March 22, 2026

Tinybox: Run 120B AI Models Offline for $12K

George Hotz's tiny corp just started shipping the Tinybox — a dedicated AI computer that runs massive models locally. No cloud fees, no rate limits, no one else's servers. Just you and your AI.

This is the hardware indie AI builders have been waiting for.

What Is Tinybox?

Tinybox is a purpose-built machine for deep learning. It's designed to do one thing really well: run neural networks fast. The specs are impressive:

Spec	Red ($12K)	Green ($65K)
GPU	4x AMD 9070XT	4x RTX PRO 6000 Blackwell
GPU RAM	64 GB	384 GB
FP16 Performance	778 TFLOPS	3,086 TFLOPS
System RAM	128 GB	192 GB
Storage	2 TB NVMe	4 TB RAID + 1 TB boot

The red version at $12,000 is the entry point. For comparison, a similarly-specced custom build with 4x high-end GPUs would cost significantly more — and you'd have to assemble and debug it yourself.

Why This Matters for Indie Builders

If you're building AI products, you've probably hit the walls of API-based development:

Costs spiral — every token, every inference, every training run costs money
Rate limits — sudden success means sudden API throttling
Privacy concerns — customer data flows through someone else's servers
Dependency risk — your product lives or dies by someone else's API

Tinybox flips this model. You own the hardware. You own the models. You control your destiny.

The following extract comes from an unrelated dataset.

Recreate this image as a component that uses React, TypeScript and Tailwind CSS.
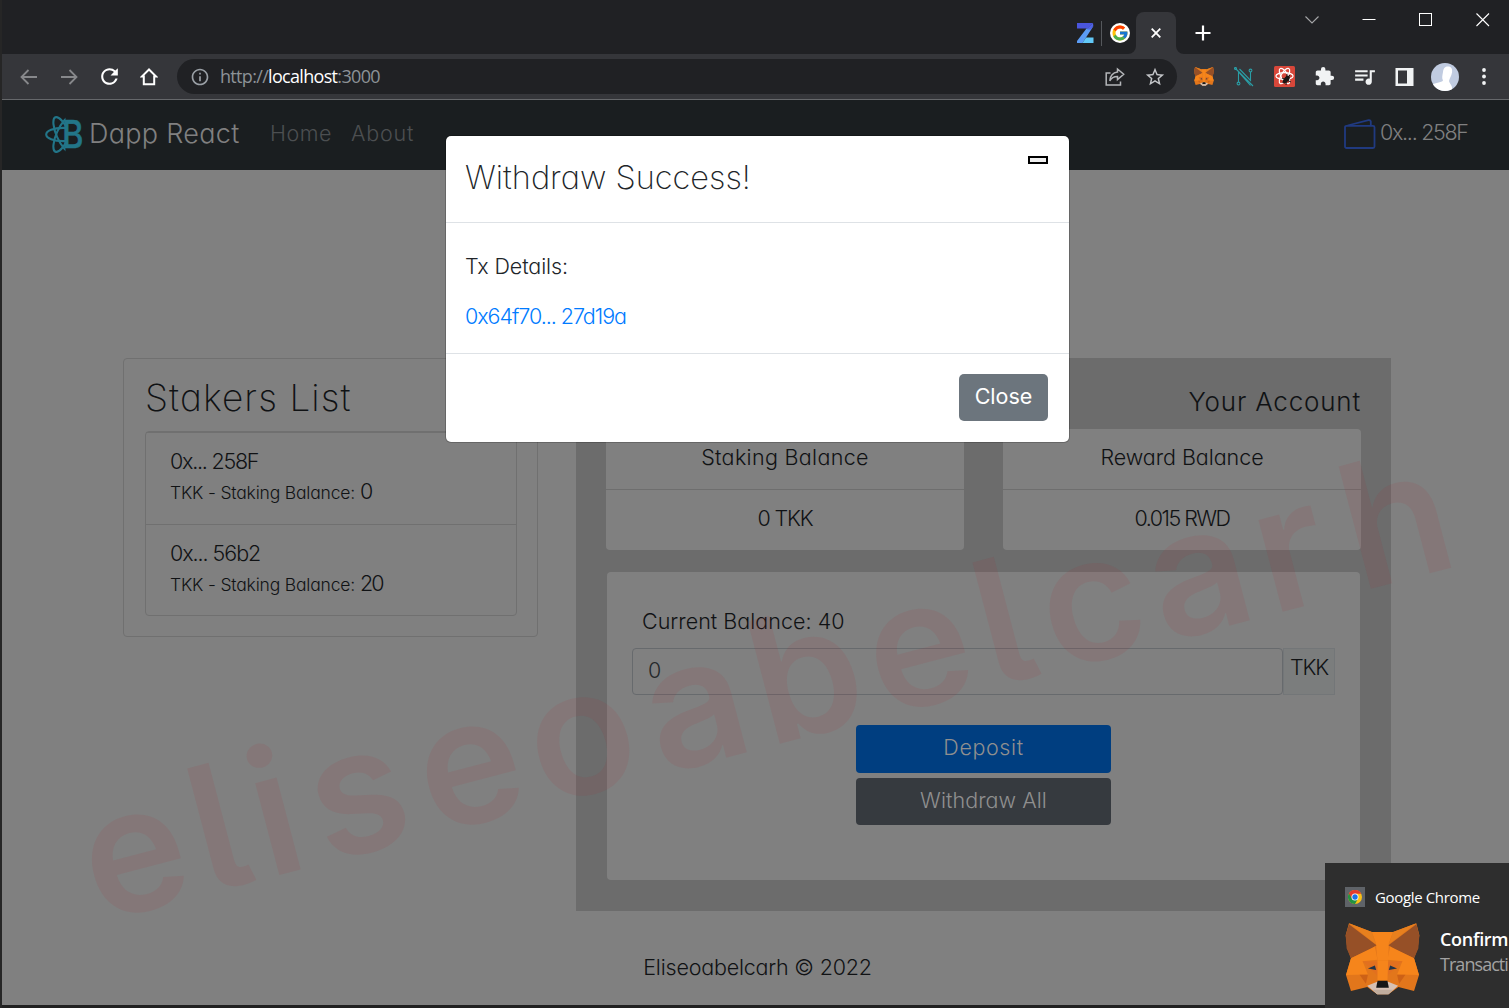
import React from 'react';
import { MdExtension, MdInfoOutline, MdQueueMusic, MdRefresh, MdStarBorder } from 'react-icons/md';
import { FcGoogle } from 'react-icons/fc';

function Fox({ className }: { className: string }) {
  return (
    <svg className={className} viewBox="75 189 226 217" preserveAspectRatio="none">
      <path d="M87 190L156 216H220L290 190L299 226L294 266L283 295L298 346L283 394L236 382L206 404H172L142 382L93 394L78 346L93 295L82 266L77 226Z" fill="#e2761b" />
      <path d="M156 216H220L207 250L205 303H173L168 250Z" fill="#f6851b" />
      <path d="M87 190L156 216L168 253ZM290 190L220 216L207 253Z" fill="#e8801e" />
      <path d="M87 193L170 256L152 268L93 295L80 266L77 226ZM290 193L206 256L224 268L283 295L296 266L299 226Z" fill="#965027" />
      <path d="M93 295L165 260L173 300L128 304L144 344L78 346ZM283 295L211 260L203 300L248 304L232 344L298 346Z" fill="#f6851b" />
      <path d="M128 304L173 306L180 362L170 345ZM248 304L203 306L196 362L206 345Z" fill="#e2701f" />
      <path d="M173 303H205L203 363H173Z" fill="#f6851b" />
      <path d="M119 345H144L138 372ZM257 345H232L238 372Z" fill="#cd6116" />
      <path d="M144 326L165 317L169 331ZM232 326L211 317L207 331Z" fill="#233447" />
      <path d="M142 378L172 366H205L235 378L206 404H172Z" fill="#d7c1b3" />
      <path d="M158 390H219L206 404H172Z" fill="#c0ad9e" />
      <path d="M173 363H203L207 384H169Z" fill="#161616" />
    </svg>
  );
}

function BrandLogo() {
  return (
    <svg className="h-[37px] w-[37px] shrink-0 overflow-visible" viewBox="0 0 37 37">
      <defs>
        <clipPath id="half"><rect x="0" y="0" width="20.5" height="37" /></clipPath>
      </defs>
      <g clipPath="url(#half)" fill="none" stroke="#227588" strokeWidth="2.1">
        <ellipse cx="18" cy="18.5" rx="16.8" ry="6.6" />
        <ellipse cx="18" cy="18.5" rx="18.8" ry="6.4" transform="rotate(66 18 18.5)" />
        <ellipse cx="18" cy="18.5" rx="18.8" ry="6.4" transform="rotate(-66 18 18.5)" />
      </g>
      <text x="17" y="32.2" fontSize="38" fontWeight="500" fontFamily="Inter, sans-serif" fill="#227588" stroke="#227588" strokeWidth=".5" textLength="21.5" lengthAdjust="spacingAndGlyphs">B</text>
    </svg>
  );
}

function ChromeLogo() {
  return (
    <svg className="h-[14px] w-[14px]" viewBox="0 0 24 24">
      <circle cx="12" cy="12" r="12" fill="#fbc116" />
      <path d="M12 12L1.6 6A12 12 0 0 0 12 24L17.2 15Z" fill="#229342" />
      <path d="M12 6.5H22.7A12 12 0 0 0 1.6 6L7 15Z" fill="#e33b2e" />
      <circle cx="12" cy="12" r="6" fill="#fff" />
      <circle cx="12" cy="12" r="4.6" fill="#1a73e8" />
    </svg>
  );
}

function TitleBar() {
  return (
    <div className="flex h-[54px] items-start bg-[#202124]">
      <div className="flex h-[42px] w-[1134px] shrink-0 items-center justify-end pt-6">
        <svg className="mr-[7px] h-[20px] w-[17px]" viewBox="0 0 17 20">
          <path d="M0 0H16L11 5.5H0Z" fill="#4a55dd" />
          <path d="M9.500 5.500H14L16.500 3L9 14.500L5.500 20H0V18Z" fill="#5b9cf5" />
          <path d="M16 0L16.300 3L14 6.500H10L11 5Z" fill="#4f63e6" />
          <path d="M9 14.500H16.500V20H5.500Z" fill="#62c9f7" />
        </svg>
        <div className="mr-2 h-[25px] w-px bg-[#55585c]" />
        <div className="mr-1.5 flex size-5 items-center justify-center rounded-full bg-white"><FcGoogle className="size-[18px]" /></div>
      </div>
      <div className="relative mt-3 flex h-[42px] w-10 shrink-0 items-center justify-center rounded-t-[8px] bg-[#35363a]">
        <svg className="absolute -left-2 bottom-0 size-2" viewBox="0 0 8 8"><path d="M8 0V8H0A8 8 0 0 0 8 0Z" fill="#35363a" /></svg>
        <svg className="absolute -right-2 bottom-0 size-2" viewBox="0 0 8 8"><path d="M0 0V8H8A8 8 0 0 1 0 0Z" fill="#35363a" /></svg>
        <svg className="h-[10px] w-[10px]" viewBox="0 0 10 10"><path d="M.7 .7L9.3 9.3M9.3 .7L.7 9.3" stroke="#fff" strokeWidth="1.8" /></svg>
      </div>
      <svg className="ml-[19px] mt-[25px] size-4" viewBox="0 0 16 16"><path d="M8 .5V15.5M.5 8H15.5" stroke="#fff" strokeWidth="2.2" /></svg>
      <div className="ml-[94px] flex w-[185px] items-center justify-between pt-[13px]">
        <svg className="size-[14px]" viewBox="0 0 14 14"><path d="M.5 3.5L7 10L13.5 3.5" fill="none" stroke="#a6a7a9" strokeWidth="1.1" /></svg>
        <svg className="size-[14px]" viewBox="0 0 14 14"><path d="M.5 6.5H13.5" stroke="#fff" /></svg>
        <svg className="size-[14px]" viewBox="0 0 14 14"><rect x=".5" y=".5" width="12" height="12" fill="none" stroke="#fff" /></svg>
        <svg className="size-[14px]" viewBox="0 0 14 14"><path d="M.5 .5L13 13M13 .5L.5 13" stroke="#fff" strokeWidth="1.1" /></svg>
      </div>
    </div>
  );
}

function Slot({ children }: { children: React.ReactNode }) {
  return <div className="flex w-10 shrink-0 items-center justify-center">{children}</div>;
}

function Toolbar() {
  return (
    <div className="flex h-[46px] items-center border-b border-[#66686b] bg-[#35363a] pl-[7px]">
      <Slot><svg className="h-4 w-[18px]" viewBox="0 0 18 16"><path d="M17 8H2M8.5 1L1.5 8L8.5 15" fill="none" stroke="#87888b" strokeWidth="1.8" /></svg></Slot>
      <Slot><svg className="h-4 w-[18px]" viewBox="0 0 18 16"><path d="M1 8H16M9.5 1L16.5 8L9.5 15" fill="none" stroke="#87888b" strokeWidth="1.8" /></svg></Slot>
      <Slot><MdRefresh className="size-[25px] text-white" /></Slot>
      <Slot><svg className="size-[18px]" viewBox="0 0 18 18"><path d="M9 1.5L1.8 8.6H3.8V16.3H14.2V8.6H16.2Z" fill="none" stroke="#fff" strokeWidth="2" /></svg></Slot>
      <div className="ml-2 flex h-[35px] w-[1000px] shrink-0 items-center rounded-full bg-[#202124] pl-[13px]">
        <MdInfoOutline className="size-[20px] text-[#9aa0a6]" />
        <span className="ml-[10px] font-['Open_Sans'] text-[18px] font-normal tracking-[-0.68px] text-[#8d9297]">http://<span className="text-white">localhost</span>:3000</span>
        <div className="ml-auto flex pr-[2px]">
          <Slot>
            <svg className="size-5" viewBox="0 0 20 20" fill="none" stroke="#b4b6b9" strokeWidth="1.5">
              <path d="M5.5 6H1.2V18H15.5V14.5" />
              <path d="M12.5 2L18.7 7.2L12.5 12.5V9.5C8.5 9.5 6.2 11 4.8 13.8C5.2 9 8 5.6 12.5 5Z" />
            </svg>
          </Slot>
          <Slot><MdStarBorder className="size-[22px] text-[#c4c6c9]" /></Slot>
        </div>
      </div>
      <div className="ml-[7px] flex items-center">
        <Slot><Fox className="h-[19px] w-5" /></Slot>
        <Slot>
          <svg className="size-5" viewBox="0 0 20 20" fill="none" stroke="#2a9ea6" strokeWidth="1.1">
            <path d="M4.5 15V5L16.5 18.5M1.5 1.5L19 19M5.5 2L16.5 13.5V5" />
            <circle cx="4.5" cy="16.5" r="1.4" /><circle cx="16.5" cy="3.5" r="1.4" /><circle cx="1.5" cy="1.5" r="1" />
          </svg>
        </Slot>
        <Slot>
          <svg className="size-[21px]" viewBox="0 0 21 21">
            <rect width="21" height="21" rx="1.5" fill="#d8473a" />
            <g fill="none" stroke="#fff" strokeWidth="1.2">
              <ellipse cx="10.5" cy="10" rx="8.6" ry="3.4" />
              <ellipse cx="10.5" cy="10" rx="8.6" ry="3.4" transform="rotate(60 10.5 10)" />
              <ellipse cx="10.5" cy="10" rx="8.6" ry="3.4" transform="rotate(120 10.5 10)" />
            </g>
            <ellipse cx="12.3" cy="13.5" rx="2.4" ry="4.600" transform="rotate(40 12.3 13.5)" fill="#1c1412" />
            <path d="M8 12L17 16M8.5 17L16 9M13 8L12 19" stroke="#1c1412" />
          </svg>
        </Slot>
        <Slot><MdExtension className="size-[21px] text-[#f1f3f4]" /></Slot>
        <Slot><MdQueueMusic className="size-[25px] text-[#f1f3f4]" /></Slot>
        <Slot><svg className="h-[18px] w-[19px]" viewBox="0 0 19 18"><path d="M.5 0H18.5V18H.5ZM3 2.5V15.5H12V2.5Z" fillRule="evenodd" fill="#f1f3f4" /></svg></Slot>
        <Slot>
          <svg className="ml-0.5 size-7" viewBox="0 0 28 28">
            <defs><clipPath id="face"><circle cx="14" cy="14" r="14" /></clipPath></defs>
            <g clipPath="url(#face)">
              <rect width="28" height="28" fill="#c0cbe0" />
              <path d="M0 23C3 19 11 20 12 17.500C10.500 15 11.500 12 12 9C12.500 5 14 3.500 17 3.500C20.500 3.500 21.500 6 21 9.500C20.500 13 18.500 15 18 18C18.500 21 22 22 21 28H0Z" fill="#fff" />
            </g>
          </svg>
        </Slot>
        <Slot><svg className="h-[17px] w-1" viewBox="0 0 4 17" fill="#f1f3f4"><circle cx="2" cy="2" r="1.9" /><circle cx="2" cy="8.5" r="1.9" /><circle cx="2" cy="15" r="1.9" /></svg></Slot>
      </div>
    </div>
  );
}

function NavBar() {
  return (
    <nav className="flex h-[70px] items-start bg-[#1a1e20] pl-[43px] pt-4">
      <BrandLogo />
      <div className="ml-[7px] w-[180px] text-[27px] leading-[35px] tracking-[0.3px] text-[#808080]">Dapp React</div>
      <div className="ml-[1px] w-[81px] text-[21.5px] leading-[35px] tracking-[0.5px] text-[#4c4f51]">Home</div>
      <div className="text-[21.5px] leading-[35px] tracking-[0.8px] text-[#4c4f51]">About</div>
      <div className="ml-auto flex pr-10">
        <svg className="mt-[3px] h-[30px] w-8" viewBox="0 0 32 30" fill="none" stroke="#203a80" strokeWidth="1.8">
          <rect x="1" y="6.8" width="29.5" height="22.2" rx="1.5" />
          <path d="M3.5 6.5L24.5 1.1Q26.5 .8 26.8 2.5V6.5" />
        </svg>
        <div className="ml-[4px] w-[89px] whitespace-nowrap text-[21.5px] leading-[33px] tracking-[-1.3px] text-[#808080]">0x... 258F</div>
      </div>
    </nav>
  );
}

function Staker({ id, idClass, amount }: { id: string; idClass: string; amount: string }) {
  return (
    <div className="h-[92px] border-t border-[#707070] pl-[24px] pt-3">
      <div className={`text-[21.5px] leading-[32px] ${idClass}`}>{id}</div>
      <div className="flex items-baseline leading-[29px]">
        <span className="w-[190px] text-[17.5px] tracking-[-0.18px]">TKK - Staking Balance:</span>
        <span className="text-[21.5px] tracking-[-2px]">{amount}</span>
      </div>
    </div>
  );
}

function StakersCard() {
  return (
    <section className="h-[279px] w-[415px] rounded border border-[#707070] px-[21px] pt-[19px]">
      <h2 className="text-[37px] font-extralight leading-10 tracking-[1.1px]">Stakers List</h2>
      <div className="mt-[13px] h-[185px] w-[372px] rounded border border-[#707070]">
        <Staker id="0x... 258F" idClass="tracking-[-1.25px]" amount="0" />
        <Staker id="0x... 56b2" idClass="tracking-[-1.06px]" amount="20" />
      </div>
    </section>
  );
}

function BalanceCard({ title, titleClass, value, valueClass }: { title: string; titleClass: string; value: string; valueClass: string }) {
  return (
    <div className="h-[121px] w-[358px] rounded bg-[#808080] text-center text-[21.5px]">
      <div className={`h-[61px] border-b border-[#6e6e6e] leading-[57px] ${titleClass}`}>{title}</div>
      <div className={`leading-[57px] ${valueClass}`}>{value}</div>
    </div>
  );
}

function AccountPanel() {
  return (
    <section className="h-[553px] w-[815px] bg-[#6c6c6c] px-[30px] pt-[23px]">
      <h3 className="h-12 text-right text-[26px] leading-[42px] tracking-[0.8px]">Your Account</h3>
      <div className="flex justify-between">
        <BalanceCard title="Staking Balance" titleClass="tracking-[0.33px]" value="0 TKK" valueClass="tracking-[-1.2px] word-spacing-[2px]" />
        <BalanceCard title="Reward Balance" titleClass="tracking-[-0.05px]" value="0.015 RWD" valueClass="tracking-[-1.5px]" />
      </div>
      <div className="mx-px mt-[22px] h-[308px] rounded bg-[#808080] px-[25px] pt-[34px] text-[21.5px]">
        <div className="pl-[10px] leading-[31px] tracking-[0.02px]">Current Balance: 40</div>
        <div className="mt-[11px] flex h-[47px]">
          <div className="w-[651px] rounded border border-[#676a6d] pl-[15px] leading-[43px] text-[#25282b]">0</div>
          <div className="w-[52px] border border-[#737678] bg-[#7b7d7d] text-center leading-[37px] tracking-[-1.2px]">TKK</div>
        </div>
        <div className="mt-[30px] flex flex-col items-center gap-[5px] text-[#8f8f8f]">
          <button className="h-12 w-[255px] rounded bg-[#003e80] pb-[3px] tracking-[0.6px]">Deposit</button>
          <button className="h-[47px] w-[255px] rounded bg-[#363a3f] pb-[3px] tracking-[0.05px]">Withdraw All</button>
        </div>
      </div>
    </section>
  );
}

function Watermark() {
  return (
    <svg className="pointer-events-none absolute left-0 top-0 h-[1008px] w-[1509px]" viewBox="0 0 1509 1008">
      <text
        transform="translate(103 912) rotate(-14.7)"
        x="44.6 132 191 276 391 506.5 625 740 855.5 944 1034 1145 1240 1350"
        y="9"
        textAnchor="middle"
        fontFamily="Inter, sans-serif"
        fontSize="174"
        fontWeight="600"
        fill="rgb(178 38 45 / 0.09)"
        className="[font-feature-settings:'cv05']"
      >
        eliseoabelcarh
      </text>
    </svg>
  );
}

function Modal() {
  return (
    <div className="absolute left-[446px] top-[136px] h-[306px] w-[623px] rounded-[5px] bg-white text-[21.5px] text-[#212529] shadow-[0_0_0_1px_rgba(0,0,0,0.2)]">
      <div className="flex h-[87px] items-start justify-between border-b border-[#dee2e6] pl-[19px] pr-5 pt-5">
        <h4 className="mt-px text-[32.5px] font-extralight leading-[42px] tracking-[0px]">Withdraw Success!</h4>
        <button className="mr-[1px] h-2 w-5 border-2 border-black bg-[#efefef]" />
      </div>
      <div className="h-[131px] border-b border-[#dee2e6] px-[19px] pt-[28px]">
        <div className="leading-[30px] tracking-[-0.1px]">Tx Details:</div>
        <div className="mt-5 leading-[30px] tracking-[-1.04px] text-[#007bff]">0x64f70... 27d19a</div>
      </div>
      <div className="flex justify-end pr-[21px] pt-5">
        <button className="h-[47px] w-[89px] rounded-[5px] bg-[#6c757d] pb-[2px] font-normal text-white">Close</button>
      </div>
    </div>
  );
}

function Toast() {
  return (
    <div className="absolute left-[1325px] top-[863px] h-[145px] w-[184px] overflow-hidden whitespace-nowrap bg-[#2e2e2e] pl-5 pt-6 font-['Open_Sans'] font-normal">
      <div className="flex items-center">
        <div className="flex size-5 items-center justify-center bg-[#5f6368]"><ChromeLogo /></div>
        <span className="ml-[10px] text-[15px] leading-[18px] tracking-[-0.35px] text-white">Google Chrome</span>
      </div>
      <div className="mt-4 flex">
        <Fox className="h-[72px] w-[75px] shrink-0" />
        <div className="ml-5 mt-1 text-[18px] leading-[25px]">
          <div className="font-semibold tracking-[-0.3px] text-white">Confirm</div>
          <div className="tracking-[-0.95px] text-[#a2a2a2]">Transacti</div>
        </div>
      </div>
    </div>
  );
}

export default function App() {
  return (
    <div className="relative h-[1008px] w-[1509px] overflow-hidden border-l-2 border-[#262626] bg-[#202020] font-['Inter'] font-light text-[#101214] [font-feature-settings:'cv11']">
      <TitleBar />
      <Toolbar />
      <NavBar />
      <main className="h-[835px] bg-[#808080] pt-[188px]">
        <div className="flex justify-between pl-[121px] pr-[118px]">
          <StakersCard />
          <AccountPanel />
        </div>
        <footer className="mt-[41px] pl-1 text-center text-[21.5px] leading-[30px] tracking-[-0.2px]">Eliseoabelcarh © 2022</footer>
      </main>
      <div className="absolute -left-0.5 top-0"><Watermark /><Modal /><Toast /></div>
    </div>
  );
}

Real sovereignty: Run Llama-3-70B, DeepSeek, or any open model locally. Train, fine-tune, and experiment without watching a meter tick. Your AI stack becomes truly yours.

The tinygrad Advantage

Tinybox runs tinygrad, a neural network framework built by tiny corp. It's absurdly simple — networks break down into just three operation types:

ElementwiseOps — unary, binary, ternary (SQRT, ADD, MUL, etc.)
ReduceOps — shrink data (SUM, MAX)
MovementOps — reshape, permute, expand (copy-free via ShapeTracker)

This simplicity enables aggressive optimization. tinygrad compiles custom kernels for every operation and fuses aggressively because all tensors are lazy.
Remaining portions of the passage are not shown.